Maybe Robin Williams, one of the kindest and funniest men in our generation, can be the spark that lights this fuse. And maybe next time, the headlines will read, “Robin Williams, 63, succumbs after a valiant fight against mental illness.” And we’ll all know it wasn't a choice.

Saturday, August 16, 2014

Middle East Ripple Effects

On July 23rd, 2014, Jews in France were threatened and looted because of Israeli actions against Palestinians over 4500 kilometers away. While Jews continue to face discrimination in many places, they are seldom attacked en masse as they were in France. Could this be the beginning of a new international trend where Jews worldwide begin paying the price for, if not the reality, at least the perception of how Israel treats Palestinians?

More compelling, could events like this result in Israel finally realizing that its actions, justified or not, are resulting in a perception that it can no longer afford to ignore?

This is not about Israel’s right to exist or international support for a Jewish state. However, while most agree that Hamas is a terrorist organization, far too many sadly now believe the same about Israel.

It is a terrible reality that most of Israel’s closest neighbors loathe its existence and have national platforms calling for its destruction. Hamas’ own charter specifically indicates that “Israel will continue to exist until Islam will obliterate it.”

Because of that, Israel’s intense focus about its own survival is justified on any level and their instincts to defend themselves simply cannot be called “morally unacceptable.” But their policies can and should be questioned, especially given the mounting numbers of Palestinian civilian casualties. And while Hamas is at least as much to blame as Israel for those casualties, Israel aspires to be better than that. More on that later.

As Ali Rizvi recently wrote, it is no longer just speculation that Hamas puts its own citizens in harm’s way. Hamas own spokesperson called the human shield strategy “very effective.” And effective it has been, because Israel is now being perceived as sanctioning civilian casualties.

What France reminded us is that the Jewish homeland is now the entire planet. When threats to Jewish people living in Europe start escalating into episodes not seen there since World War II, it should cause very serious concern to everyone.

Israel: Even if you are in the right, you are not being perceived that way. And if Jews throughout the world start suffering because of your policy decisions, that might be a signal it really is time to try something different. Followers of a religion are getting blamed and punished for the behavior of a nation on whose ground the vast majority have never stood.

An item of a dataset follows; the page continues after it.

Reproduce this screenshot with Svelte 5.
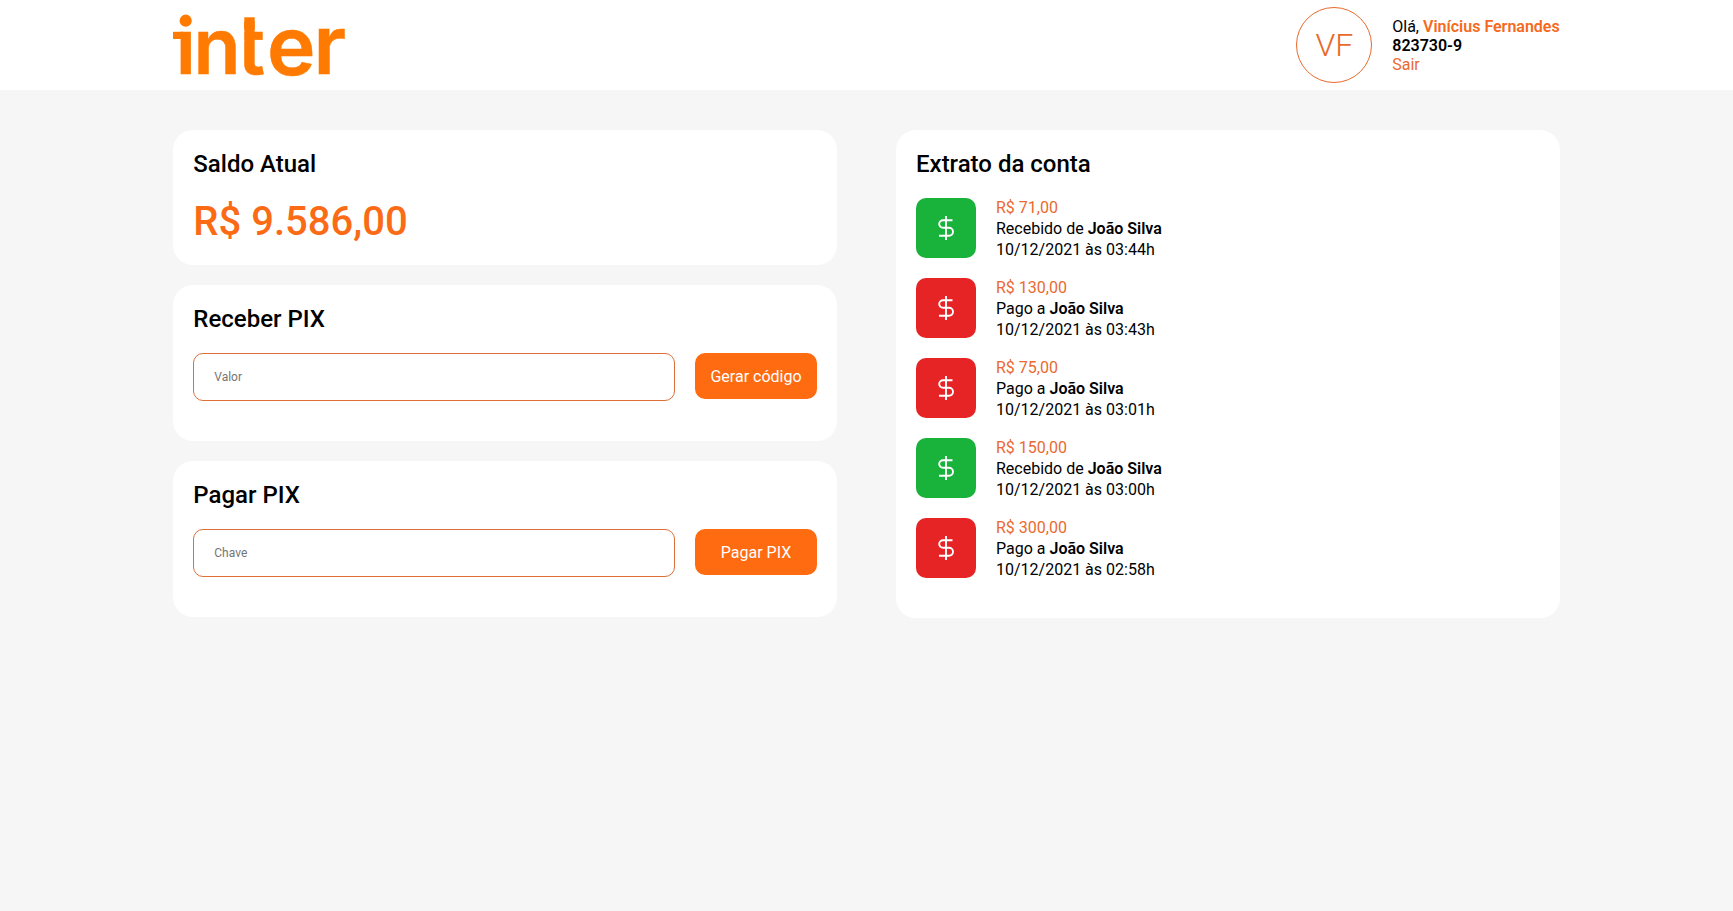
<script>
  const entries = [
    { value: 'R$ 71,00', action: 'Recebido de', name: 'João Silva', date: '10/12/2021 às 03:44h', received: true },
    { value: 'R$ 130,00', action: 'Pago a', name: 'João Silva', date: '10/12/2021 às 03:43h', received: false },
    { value: 'R$ 75,00', action: 'Pago a', name: 'João Silva', date: '10/12/2021 às 03:01h', received: false },
    { value: 'R$ 150,00', action: 'Recebido de', name: 'João Silva', date: '10/12/2021 às 03:00h', received: true },
    { value: 'R$ 300,00', action: 'Pago a', name: 'João Silva', date: '10/12/2021 às 02:58h', received: false }
  ];
</script>

<header>
  <div class="wrap bar">
    <svg class="logo" width="180" height="90" viewBox="0 -13 180 90">
      <text y="61"><tspan x="2.7 20.5 64.8">ınt</tspan><tspan x="94" y="62" font-size="82">e</tspan><tspan x="140.5" y="61" font-size="82">r</tspan></text>
      <circle cx="12.7" cy="7.7" r="6.1" />
      <rect x="0" y="18.8" width="10" height="7.2" />
      <rect x="71.3" y="4.3" width="10.4" height="12" />
      <rect class="blank" x="64.6" y="16.5" width="6.6" height="12" />
    </svg>
    <div class="user">
      <div class="avatar">VF</div>
      <div class="info">
        <p>Olá, <strong class="primary">Vinícius Fernandes</strong></p>
        <p><strong>823730-9</strong></p>
        <a href="#sair">Sair</a>
      </div>
    </div>
  </div>
</header>

<main class="wrap">
  <div class="column">
    <section class="card">
      <h2>Saldo Atual</h2>
      <p class="balance">R$ 9.586,00</p>
    </section>
    <section class="card">
      <h2>Receber PIX</h2>
      <div class="form">
        <input placeholder="Valor" />
        <button>Gerar código</button>
      </div>
    </section>
    <section class="card">
      <h2>Pagar PIX</h2>
      <div class="form">
        <input placeholder="Chave" />
        <button>Pagar PIX</button>
      </div>
    </section>
  </div>
  <div class="column">
    <section class="card">
      <h2>Extrato da conta</h2>
      {#each entries as entry}
        <div class="entry">
          <div class="icon" class:received={entry.received}>
            <svg width="26" height="26" viewBox="0 0 26 26" fill="none" stroke="currentColor" stroke-width="1.9">
              <line x1="13" y1="1" x2="13" y2="25" />
              <path d="M19.5 5.2H10a3.8 3.8 0 0 0 0 7.6h6a4 4 0 0 1 0 8H6" />
            </svg>
          </div>
          <div class="details">
            <p class="value">{entry.value}</p>
            <p>{entry.action} <strong>{entry.name}</strong></p>
            <p>{entry.date}</p>
          </div>
        </div>
      {/each}
    </section>
  </div>
</main>

<style>
  :global(body) { margin: 0; background: #f6f6f6; }
  * { box-sizing: border-box; }
  header, main, input, button { font-family: Roboto, sans-serif; font-size: 16px; }
  header, main { color: #000; font-weight: 400; }
  p, h2 { margin: 0; }
  strong { font-weight: 600; }
  header { background: #fff; }
  .wrap { width: 80%; margin: 0 auto; }
  .bar { height: 90px; display: flex; align-items: center; justify-content: space-between; }
  .logo { display: block; fill: #ff7a00; overflow: visible; }
  .logo text { font-family: Inter, sans-serif; font-size: 77px; font-weight: 600; stroke: #ff7a00; stroke-width: 0.5; }
  .blank { fill: #fff; }
  .user { display: flex; align-items: center; gap: 20px; }
  .avatar {
    width: 76px; height: 76px; border: 1px solid #e8692c; border-radius: 50%;
    display: flex; align-items: center; justify-content: center;
    color: #e8692c; font-size: 32px; font-weight: 300;
  }
  .info { line-height: 19px; }
  .primary { color: #f56a1d; }
  a { display: block; color: #ea6a30; text-decoration: none; }
  main { display: flex; gap: 59px; padding-top: 40px; }
  .column { flex: 1; display: flex; flex-direction: column; gap: 20px; }
  .card { background: #fff; border-radius: 20px; padding: 20px; }
  h2 { font-size: 24px; line-height: 28px; font-weight: 500; margin-bottom: 20px; }
  .balance { font-size: 40px; line-height: 47px; font-weight: 500; color: #fb6b16; }
  .form { display: flex; gap: 20px; align-items: flex-start; margin-bottom: 20px; }
  input {
    flex: 1; min-width: 0; height: 48px; padding: 0 20px; border: 1px solid #dc7038;
    border-radius: 10px; font-size: 12px; font-weight: 400; background: #fff;
  }
  input::placeholder { color: #757575; }
  button { width: 122px; height: 46px; padding: 0; border: 0; border-radius: 10px; background: #ff6b10; color: #fff; }
  .entry { height: 60px; display: flex; align-items: center; gap: 20px; margin-bottom: 20px; }
  .icon {
    width: 60px; height: 60px; border-radius: 10px; background: #e62325; color: #fff;
    display: flex; align-items: center; justify-content: center;
  }
  .icon.received { background: #19b23a; }
  .details { line-height: 21px; }
  .value { color: #ea6a30; }
</style>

Combine this with the hard-to-ignore reality that a half-century long generally unchanging strategy of national defense has failed to achieve peace. While it is not fair or right to blame Israel solely for this reality, it remains, nonetheless, reality.

Ripple effects that can no longer be ignored have collided with the definition of insanity.

It is time for a Palestinian state. There is simply no other solution that takes not only the Palestinians (and the support they have all over the world) into account, but also the Israelis themselves and, now, Jews throughout the world as well. Support for a two state solution is not synonymous with support for Hamas.

What is the difference between a peace treaty with Hamas leading Palestinians and a peace treaty with Hamas leading Palestine? If the State of Palestine attacked Israel, the international community would have no choice but to support Israel and, perhaps, increase internal support for Fatah instead of Hamas. When a bunch of poor, starving, Palestinians fight for their freedom, and die by the thousands, the choice is far more ambiguous.

It is never easy to hold oneself to a higher standard, especially when surrounded by others who will exploit it. But as the US has learned through the Iraq invasion and the torture discussions of the last decade, one wrong move by a nation who aspires to be better can obliterate its claims to the moral high ground.

Like the US, Israel holds itself to a higher standard. But innocent civilians keep dying and the perception of blame continues to shift. And if July 23rd becomes a common theme rather than a solitary event, maybe Israel will start looking at other solutions and finally find a way to lead the way to a lasting peace.